Polar Molecules

Polar molecules and nonpolar molecules are the two primary types of molecules. Some molecules are obviously polar or nonpolar, whereas others fall somewhere in the between.

In polar compounds, the existence of one or more polar bonds is required due to a difference in electronegativity between the attached atoms. If the bond dipoles cancel each other out, molecules with polar bonds have no molecular polarity.

When there is a net dipole, the molecule is called a polar molecule. When the net dipole is 0 or say cancelled out, then the molecule will be called a nonpolar molecule.

Dipole:

A physical dipole is made up of two equal and opposite point charges, or two poles (as the word di-pole implies). Its large-distance field is mostly totally determined by the dipole moment.

Electronegativity of an atom:

Electronegativity is the amount of pull that an atom applies to its electrons. This force of attraction is not always the same.

Examples of atoms with higher electronegativity are oxygen, fluorine, etc. They exert greater forces on their electrons in contrast to those atoms which have lower electronegativity.

Examples of atoms with lower electronegativity are Alkali metals and alkaline earth metals.

Partial charge:

These charges are created due to a non-symmetric spread of electrons in bonds made between atoms.
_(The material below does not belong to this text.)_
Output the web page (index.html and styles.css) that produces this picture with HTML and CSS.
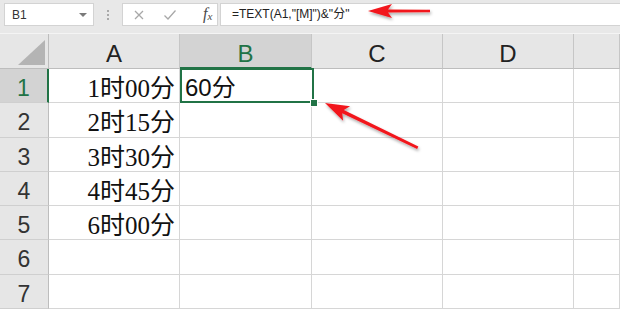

This asymmetric distribution can occur due to the electronegativity difference between the atoms of different kinds.

These are non-integer charge values when the charge is measured in units of the elementary charge.

They are referred to as partial charges because the amount of charge separated in such dipoles is often smaller than a fundamental charge.

Polarity of molecules:

Polarity is defined as the separation of electric charge in a molecule or its chemical groups, which results in an electric dipole moment with a negatively and positively charged end.

The polarity of molecules is often referred to as molecular polarity.

Because of the difference in electronegativity between the connected atoms, the presence of one or more polar bonds is essential in polar compounds. If the bond dipoles cancel each other out, molecules with polar bonds have no molecular polarity.

When two atoms or more atoms are bonded together to form molecules, the difference in their electronegativity causes them to attract the electrons present in the molecule by less and more force and not always with equal force.

This difference in the pull creates the difference in the sharing of electrons in the resulting molecule. Atoms with more electronegativity will attract electrons and will get a bigger share of electrons compared to those with lower electronegativity.

Because electrons have a negative charge, the uneven distribution of electrons in the molecule will result in the formation of an electric dipole. This is a disassociation of negative and positive electric charges.

Polar molecules:

A molecule having partial negative and partial positive charges because of opposing charges from asymmetrical polar bonds is called polar molecule. Due to partial charges, we say that it has a net dipole.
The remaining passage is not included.